数日前からインタビューをイメージして、彼が書いた著書を読んでいた。初めに本を読んで思った印象は、アーティストとしての顔とそのアーティストのマネジメントをする顔が、彼の中に共存しているような点。そして、著書の中で複数回出てきて印象に残った「自由」というキーワードを、インタビューを通して深掘りしたかった。

実際に会った時の印象は、「竹のようにしなる刀」のような存在感。しなやかな柔軟性のなかに力強さを感じた。本番に臨む時、ギターを持った時、彼の内に秘められた力が噴き出すような勢いがある。インタビュー開始直後、近くに立て掛けたギターの演奏を恐れも知らずに彼に依頼した。

インタビューまでの1週間、仕事に行く時も帰る時も、夜ランニングする時も、移動している時間はずっと彼の音楽に触れていた。彼の前に向き合ったインタビュアーは、Ioliteの編集長でありながら、ビックスターに会う少年のようだったと今になって自分でも思う。

その空間が幸せで、忖度のようなものは一切なかった。私の無邪気さに彼も答えてくれたのだろう。「おぉ、今(笑)」といいながらもギターを叩いてくれた。まさにスラップ奏法は弾いているというより叩いているようだ。

彼もインタビューのなかで、相撲や三味線などの日本の伝統的なモノを例にあげ、海外とは違った日本特有のタイミングやリズムの取り方は、世界で活動をしていても武器になると話していた。

私の目の前で奏でられた音楽は、毎日のように聴いていた音楽とは全くといっていいほど違った表情を見せた。最初の一音は音というより振動に近い。衝撃を受けた後にじんわりと感動が迫ってくる感覚は、光と音の関係のようで実に自然だった。

彼はメタバース上でのライブを経験していたこともある。「メタバース上のライブパフォーマンスを経験された感想は?」という質問に対して、「音楽はイヤフォンや動画を通しても聴くことができるけれど、五感に直接伝わる波動のようなものは実際のライブじゃないと現時点では伝えられないと思った。」と答えた。

手を伸ばせば届くような距離で彼の音楽を目の当たりにしたからこそ、彼のいう言葉には強烈な説得力を感じた。それでも付け加えるように、「現実世界ではできないことをできるのも確か」と話した。彼のなかでも、現実の世界と仮想の世界のそれぞれの良さを汲み取ろうと向き合っていて、将来起こるであろう現実と仮想の間の“調和”を思い描いているようだった。

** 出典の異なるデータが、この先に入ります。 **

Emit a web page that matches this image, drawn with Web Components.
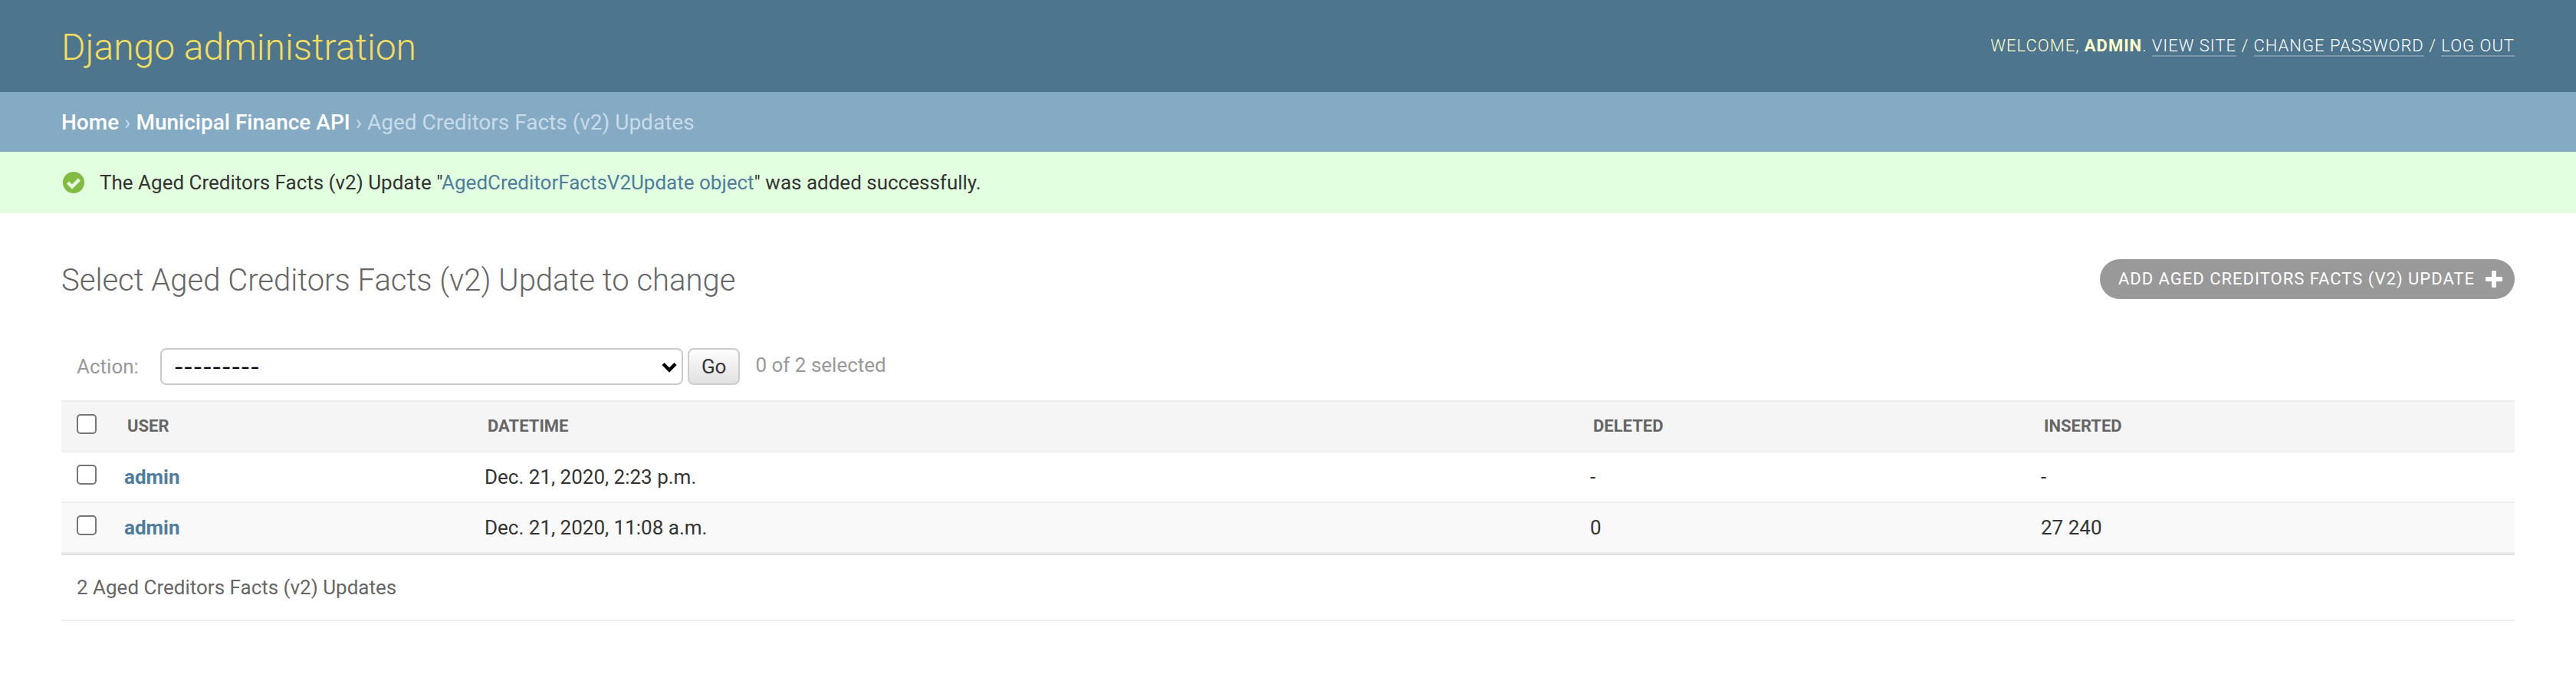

自由についても語ってくれた。私の抽象的な質問に対して、「自由かぁ(笑)」と笑みを浮かべながらも、真剣に向き合い口を開く。「自分が自分として存在することが許さ れていること。でも、自由であるからといっ てなんでもして良いわけではなくて、前提に他者との関係性が含まれている。」と語ってくれた。

“和”を持って目の前の世界と対峙するサムライギタリストの姿は儚く尊い存在で、彼が語ってみせてくれた物事との向き合い方は、良い意味で感性の蓋を外してくれる貴重な出会いであった。